### GIVEN DATA
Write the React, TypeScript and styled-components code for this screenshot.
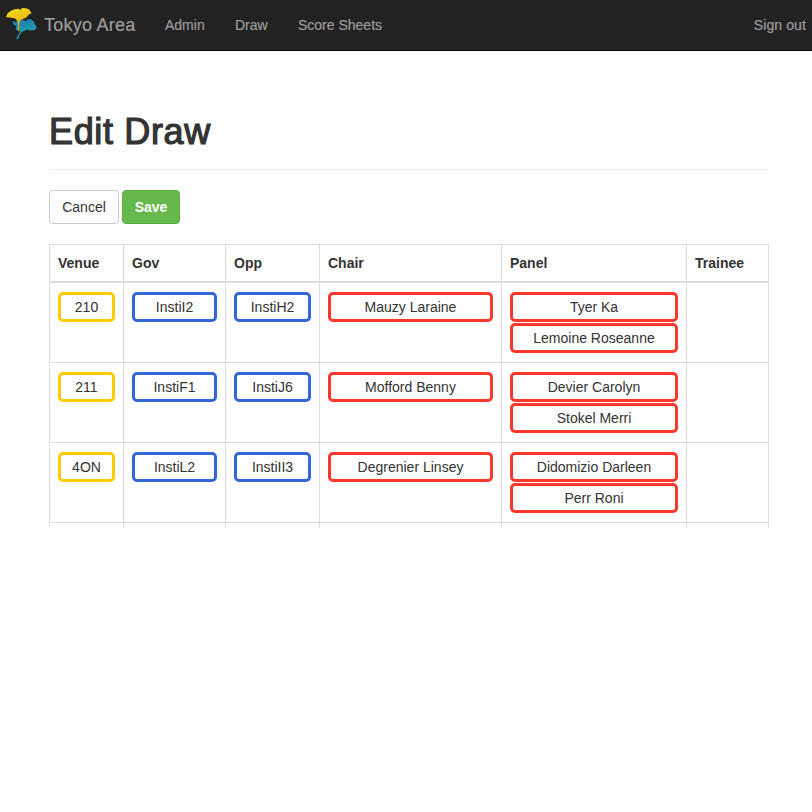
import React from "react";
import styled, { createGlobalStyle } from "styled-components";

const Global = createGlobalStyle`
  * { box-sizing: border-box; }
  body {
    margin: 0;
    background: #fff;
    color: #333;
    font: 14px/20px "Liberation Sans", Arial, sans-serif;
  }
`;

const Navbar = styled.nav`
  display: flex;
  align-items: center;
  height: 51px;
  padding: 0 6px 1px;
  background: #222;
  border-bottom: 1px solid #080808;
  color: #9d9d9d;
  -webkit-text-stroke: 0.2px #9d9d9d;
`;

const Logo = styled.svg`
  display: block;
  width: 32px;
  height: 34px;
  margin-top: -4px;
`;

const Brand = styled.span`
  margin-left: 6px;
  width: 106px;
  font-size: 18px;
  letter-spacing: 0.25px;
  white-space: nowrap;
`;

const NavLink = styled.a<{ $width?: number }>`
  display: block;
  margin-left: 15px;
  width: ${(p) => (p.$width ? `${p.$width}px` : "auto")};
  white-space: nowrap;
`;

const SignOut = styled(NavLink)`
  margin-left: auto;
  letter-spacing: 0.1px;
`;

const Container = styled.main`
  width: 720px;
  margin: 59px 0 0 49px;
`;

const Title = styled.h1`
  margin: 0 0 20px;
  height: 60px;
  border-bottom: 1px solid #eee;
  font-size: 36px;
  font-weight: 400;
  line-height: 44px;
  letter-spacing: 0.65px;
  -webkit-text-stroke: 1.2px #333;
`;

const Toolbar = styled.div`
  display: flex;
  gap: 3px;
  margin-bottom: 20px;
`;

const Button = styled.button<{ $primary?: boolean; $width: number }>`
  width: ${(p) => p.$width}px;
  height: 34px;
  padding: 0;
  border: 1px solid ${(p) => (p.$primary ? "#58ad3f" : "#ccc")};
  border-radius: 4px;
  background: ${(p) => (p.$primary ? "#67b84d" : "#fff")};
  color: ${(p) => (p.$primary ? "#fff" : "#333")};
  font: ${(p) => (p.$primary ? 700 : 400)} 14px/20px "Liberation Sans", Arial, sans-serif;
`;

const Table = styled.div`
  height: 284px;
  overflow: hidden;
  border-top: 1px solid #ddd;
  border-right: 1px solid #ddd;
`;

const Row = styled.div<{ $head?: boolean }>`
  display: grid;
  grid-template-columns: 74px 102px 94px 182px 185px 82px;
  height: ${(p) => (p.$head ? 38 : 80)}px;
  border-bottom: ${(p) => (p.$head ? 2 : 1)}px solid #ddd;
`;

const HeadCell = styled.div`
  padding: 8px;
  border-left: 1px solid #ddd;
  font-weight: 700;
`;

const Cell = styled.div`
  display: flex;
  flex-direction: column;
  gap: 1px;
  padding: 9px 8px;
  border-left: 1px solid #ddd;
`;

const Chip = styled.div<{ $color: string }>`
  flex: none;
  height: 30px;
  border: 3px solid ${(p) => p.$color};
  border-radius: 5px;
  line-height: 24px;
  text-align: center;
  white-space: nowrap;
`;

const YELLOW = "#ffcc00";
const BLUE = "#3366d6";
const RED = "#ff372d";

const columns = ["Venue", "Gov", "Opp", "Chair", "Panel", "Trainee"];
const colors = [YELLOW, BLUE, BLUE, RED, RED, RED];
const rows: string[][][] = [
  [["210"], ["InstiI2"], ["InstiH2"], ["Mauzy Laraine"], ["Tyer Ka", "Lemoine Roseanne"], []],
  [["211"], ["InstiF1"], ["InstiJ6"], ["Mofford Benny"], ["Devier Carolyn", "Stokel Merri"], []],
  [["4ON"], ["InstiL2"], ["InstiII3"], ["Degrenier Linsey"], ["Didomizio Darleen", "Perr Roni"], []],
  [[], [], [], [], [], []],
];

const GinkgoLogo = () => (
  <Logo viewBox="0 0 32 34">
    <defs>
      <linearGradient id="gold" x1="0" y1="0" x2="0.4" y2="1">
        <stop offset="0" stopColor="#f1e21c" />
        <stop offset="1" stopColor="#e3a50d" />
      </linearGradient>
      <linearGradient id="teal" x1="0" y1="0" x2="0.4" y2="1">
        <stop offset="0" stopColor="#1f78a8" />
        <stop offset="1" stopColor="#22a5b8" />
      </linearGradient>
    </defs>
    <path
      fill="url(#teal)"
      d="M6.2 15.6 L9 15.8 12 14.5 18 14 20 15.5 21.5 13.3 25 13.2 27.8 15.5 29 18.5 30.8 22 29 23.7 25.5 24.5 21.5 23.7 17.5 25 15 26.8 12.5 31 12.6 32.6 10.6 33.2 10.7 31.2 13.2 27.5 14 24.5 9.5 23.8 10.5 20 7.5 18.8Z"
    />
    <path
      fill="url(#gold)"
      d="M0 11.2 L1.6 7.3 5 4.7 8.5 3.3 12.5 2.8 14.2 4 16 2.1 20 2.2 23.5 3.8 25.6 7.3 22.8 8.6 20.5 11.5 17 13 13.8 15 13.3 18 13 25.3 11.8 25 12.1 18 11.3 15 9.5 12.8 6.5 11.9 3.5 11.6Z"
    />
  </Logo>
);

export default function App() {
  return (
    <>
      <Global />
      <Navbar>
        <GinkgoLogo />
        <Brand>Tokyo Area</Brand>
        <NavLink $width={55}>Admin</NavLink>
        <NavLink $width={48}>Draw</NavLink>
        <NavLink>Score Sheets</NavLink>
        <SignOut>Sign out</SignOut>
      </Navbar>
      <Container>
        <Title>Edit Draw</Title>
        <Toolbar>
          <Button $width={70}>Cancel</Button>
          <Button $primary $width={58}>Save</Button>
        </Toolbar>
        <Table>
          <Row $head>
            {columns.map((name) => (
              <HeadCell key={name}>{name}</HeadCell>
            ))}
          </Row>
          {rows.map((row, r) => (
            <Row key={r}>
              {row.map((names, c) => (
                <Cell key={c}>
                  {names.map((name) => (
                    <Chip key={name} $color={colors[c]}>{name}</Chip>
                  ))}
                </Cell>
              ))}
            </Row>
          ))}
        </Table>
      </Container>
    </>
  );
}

### EXERCISE GOAL
Omit the pictures and output all of the other material exactly.

### RESULT
Write the React, TypeScript and styled-components code for this screenshot.
import React from "react";
import styled, { createGlobalStyle } from "styled-components";

const Global = createGlobalStyle`
  * { box-sizing: border-box; }
  body {
    margin: 0;
    background: #fff;
    color: #333;
    font: 14px/20px "Liberation Sans", Arial, sans-serif;
  }
`;

const Navbar = styled.nav`
  display: flex;
  align-items: center;
  height: 51px;
  padding: 0 6px 1px;
  background: #222;
  border-bottom: 1px solid #080808;
  color: #9d9d9d;
  -webkit-text-stroke: 0.2px #9d9d9d;
`;

const Logo = styled.svg`
  display: block;
  width: 32px;
  height: 34px;
  margin-top: -4px;
`;

const Brand = styled.span`
  margin-left: 6px;
  width: 106px;
  font-size: 18px;
  letter-spacing: 0.25px;
  white-space: nowrap;
`;

const NavLink = styled.a<{ $width?: number }>`
  display: block;
  margin-left: 15px;
  width: ${(p) => (p.$width ? `${p.$width}px` : "auto")};
  white-space: nowrap;
`;

const SignOut = styled(NavLink)`
  margin-left: auto;
  letter-spacing: 0.1px;
`;

const Container = styled.main`
  width: 720px;
  margin: 59px 0 0 49px;
`;

const Title = styled.h1`
  margin: 0 0 20px;
  height: 60px;
  border-bottom: 1px solid #eee;
  font-size: 36px;
  font-weight: 400;
  line-height: 44px;
  letter-spacing: 0.65px;
  -webkit-text-stroke: 1.2px #333;
`;

const Toolbar = styled.div`
  display: flex;
  gap: 3px;
  margin-bottom: 20px;
`;

const Button = styled.button<{ $primary?: boolean; $width: number }>`
  width: ${(p) => p.$width}px;
  height: 34px;
  padding: 0;
  border: 1px solid ${(p) => (p.$primary ? "#58ad3f" : "#ccc")};
  border-radius: 4px;
  background: ${(p) => (p.$primary ? "#67b84d" : "#fff")};
  color: ${(p) => (p.$primary ? "#fff" : "#333")};
  font: ${(p) => (p.$primary ? 700 : 400)} 14px/20px "Liberation Sans", Arial, sans-serif;
`;

const Table = styled.div`
  height: 284px;
  overflow: hidden;
  border-top: 1px solid #ddd;
  border-right: 1px solid #ddd;
`;

const Row = styled.div<{ $head?: boolean }>`
  display: grid;
  grid-template-columns: 74px 102px 94px 182px 185px 82px;
  height: ${(p) => (p.$head ? 38 : 80)}px;
  border-bottom: ${(p) => (p.$head ? 2 : 1)}px solid #ddd;
`;

const HeadCell = styled.div`
  padding: 8px;
  border-left: 1px solid #ddd;
  font-weight: 700;
`;

const Cell = styled.div`
  display: flex;
  flex-direction: column;
  gap: 1px;
  padding: 9px 8px;
  border-left: 1px solid #ddd;
`;

const Chip = styled.div<{ $color: string }>`
  flex: none;
  height: 30px;
  border: 3px solid ${(p) => p.$color};
  border-radius: 5px;
  line-height: 24px;
  text-align: center;
  white-space: nowrap;
`;

const YELLOW = "#ffcc00";
const BLUE = "#3366d6";
const RED = "#ff372d";

const columns = ["Venue", "Gov", "Opp", "Chair", "Panel", "Trainee"];
const colors = [YELLOW, BLUE, BLUE, RED, RED, RED];
const rows: string[][][] = [
  [["210"], ["InstiI2"], ["InstiH2"], ["Mauzy Laraine"], ["Tyer Ka", "Lemoine Roseanne"], []],
  [["211"], ["InstiF1"], ["InstiJ6"], ["Mofford Benny"], ["Devier Carolyn", "Stokel Merri"], []],
  [["4ON"], ["InstiL2"], ["InstiII3"], ["Degrenier Linsey"], ["Didomizio Darleen", "Perr Roni"], []],
  [[], [], [], [], [], []],
];

const GinkgoLogo = () => (
  <Logo viewBox="0 0 32 34">
    <defs>
      <linearGradient id="gold" x1="0" y1="0" x2="0.4" y2="1">
        <stop offset="0" stopColor="#f1e21c" />
        <stop offset="1" stopColor="#e3a50d" />
      </linearGradient>
      <linearGradient id="teal" x1="0" y1="0" x2="0.4" y2="1">
        <stop offset="0" stopColor="#1f78a8" />
        <stop offset="1" stopColor="#22a5b8" />
      </linearGradient>
    </defs>
    <path
      fill="url(#teal)"
      d="M6.2 15.6 L9 15.8 12 14.5 18 14 20 15.5 21.5 13.3 25 13.2 27.8 15.5 29 18.5 30.8 22 29 23.7 25.5 24.5 21.5 23.7 17.5 25 15 26.8 12.5 31 12.6 32.6 10.6 33.2 10.7 31.2 13.2 27.5 14 24.5 9.5 23.8 10.5 20 7.5 18.8Z"
    />
    <path
      fill="url(#gold)"
      d="M0 11.2 L1.6 7.3 5 4.7 8.5 3.3 12.5 2.8 14.2 4 16 2.1 20 2.2 23.5 3.8 25.6 7.3 22.8 8.6 20.5 11.5 17 13 13.8 15 13.3 18 13 25.3 11.8 25 12.1 18 11.3 15 9.5 12.8 6.5 11.9 3.5 11.6Z"
    />
  </Logo>
);

export default function App() {
  return (
    <>
      <Global />
      <Navbar>
        <GinkgoLogo />
        <Brand>Tokyo Area</Brand>
        <NavLink $width={55}>Admin</NavLink>
        <NavLink $width={48}>Draw</NavLink>
        <NavLink>Score Sheets</NavLink>
        <SignOut>Sign out</SignOut>
      </Navbar>
      <Container>
        <Title>Edit Draw</Title>
        <Toolbar>
          <Button $width={70}>Cancel</Button>
          <Button $primary $width={58}>Save</Button>
        </Toolbar>
        <Table>
          <Row $head>
            {columns.map((name) => (
              <HeadCell key={name}>{name}</HeadCell>
            ))}
          </Row>
          {rows.map((row, r) => (
            <Row key={r}>
              {row.map((names, c) => (
                <Cell key={c}>
                  {names.map((name) => (
                    <Chip key={name} $color={colors[c]}>{name}</Chip>
                  ))}
                </Cell>
              ))}
            </Row>
          ))}
        </Table>
      </Container>
    </>
  );
}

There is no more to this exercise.